A joint Turkish-US patrol in northeast Syria, September 8, 2019
Turkey has stepped up rhetoric against both Kurdish “terrorists” and the US, amid reports of a possible build-up for an offensive in northeast Syria.
Orders from the Turkish Health Ministry have been posted to send more than 50 doctors to a southern region on the border: “[Doctors] will be deployed to Sanliurfa and Mardin Provincial Health Departments in order to carry out health services as part of the Turkish armed forces’s planned cross-border operation in Syria.”
The document, obtained by Rajip Soylu of Middle East Eye, requires the doctors to fulfil a one-month period of service to 20 October, and it cancels all leave indefinitely.
A “Turkish official with knowledge on the matter” confirmed the deployment. “I don’t have anything further to add,” he said.
CNN Turk broadcast images of ambulances and health teams moving near the border in the town of Akcakale in Sanliurfa Province.
“We Will Activate Military Plans”
Earlier this month Turkey and the US began joint patrols of a 450-km (250-mile) “safe zone” along the border and across two Kurdish cantons, extending east across the Euphrates River to the Iraqi border.
But the depth of the safe zone was never established — Turkey wanted 30 km (19 miles), while the US sought only 15 km — and Turkish officials immediately began chiding the Americans for supposedly not fulfilling the agreement.
On Thursday, Turkish President Recep Tayyip Erdoğan, said, “If there are no results in two weeks, we will activate our own military plans.”
Defense Minister Hulusi Akar said joint operations will continue as long as they align with Turkey’s interests and aims, but added, “We have completed our preparations. If necessary, we will take the matter into our own hands just as the President [Erdoğan] has said before. Our plans B and C are ready.”
Ankara is demanding the withdrawal of the Kurdish militia YPG from the zone. Turkey considers the YPG to be part of the Turkish Kurdish insurgency PKK, but the militia is the leading faction in the US-supported Syrian Democratic Forces, which has driven the Islamic State out of northeast Syria.
Kurdish groups are seeking an autonomous authority in Kobani and Cezire cantons. Both Turkey and the Assad regime oppose the effort.
A column this morning in Daily Sabah, linked to the Erdoğan Government, chides, “US Sees Turkey’s Concerns, yet Maintains Ties with YPG“.
Uncertain US Position
US officials have sent out conflicting messages.
The American envoy for the anti-ISIS effort in Syria said Washington will stop “penetration” by the Assad regime into the northeast, a day after Damascus called the Syrian Democratic Forces “terrorists” carrying out US and Israeli “schemes” and repeated that it will retake “every inch” of Syrian territory.
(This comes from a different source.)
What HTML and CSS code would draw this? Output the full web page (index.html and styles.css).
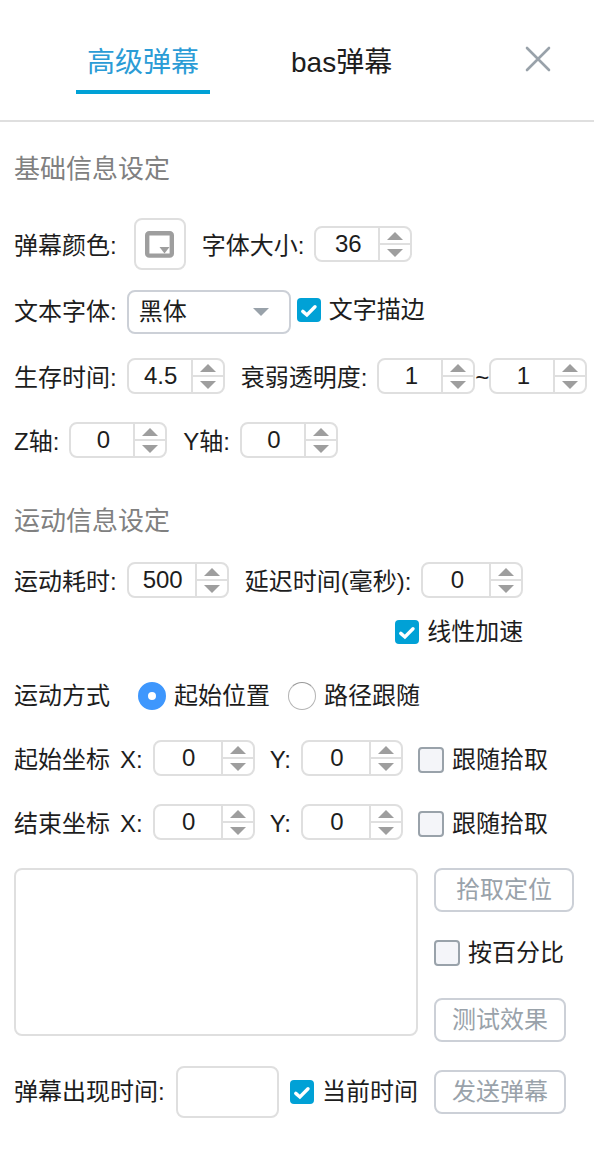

James Jeffrey said, “We adhere to…UN Resolution 2254, which makes it clear that there should be a nationwide ceasefire and nobody should be trying to obtain further terrain from anybody else, and that definitely includes the Assad regime. So that’s our position.”
But Brig. Gen. Scott Naumann, the director of operations for the US-led coalition, said the US will not send additional troops to Syria despite the possible threat to the northeast by both Turkey and the Assad regime.
Defense officials had told CNN that the Pentagon was considering the dispatch of about 150 troops.
But Neumann said Thursday, “We’re not going to increase our footprint on the ground to conduct these patrols because as we see it right now, this is directly linked to our defeat Daesh [ISIS] mission….We have sufficient resources on the ground now.”
Donald Trump ordered the withdrawal of all US forces last December, following a phone call with Erdoğan. But the Pentagon fought back to maintain about 1,000 troops in Syria, to maintain some support for the SDF and to challenge Iran’s influence in the country.
About half of the American forces work alongside the Kurdish-led SDF, while half are at the US base in Tanf near the Iraqi border.
The Defense Department’s Defeat-ISIS Task Force Director, Chris Maier, insisted that the safe zone was proceeding smoothly with Turkey:
The timelines we set with Turkey, we are on pace to meet, and in many cases, have already put things in place prior to the timelines agreed to.
We’re pretty convinced that as we work with Turkey, the idea of a Turkish incursion into Syria has gone down substantially.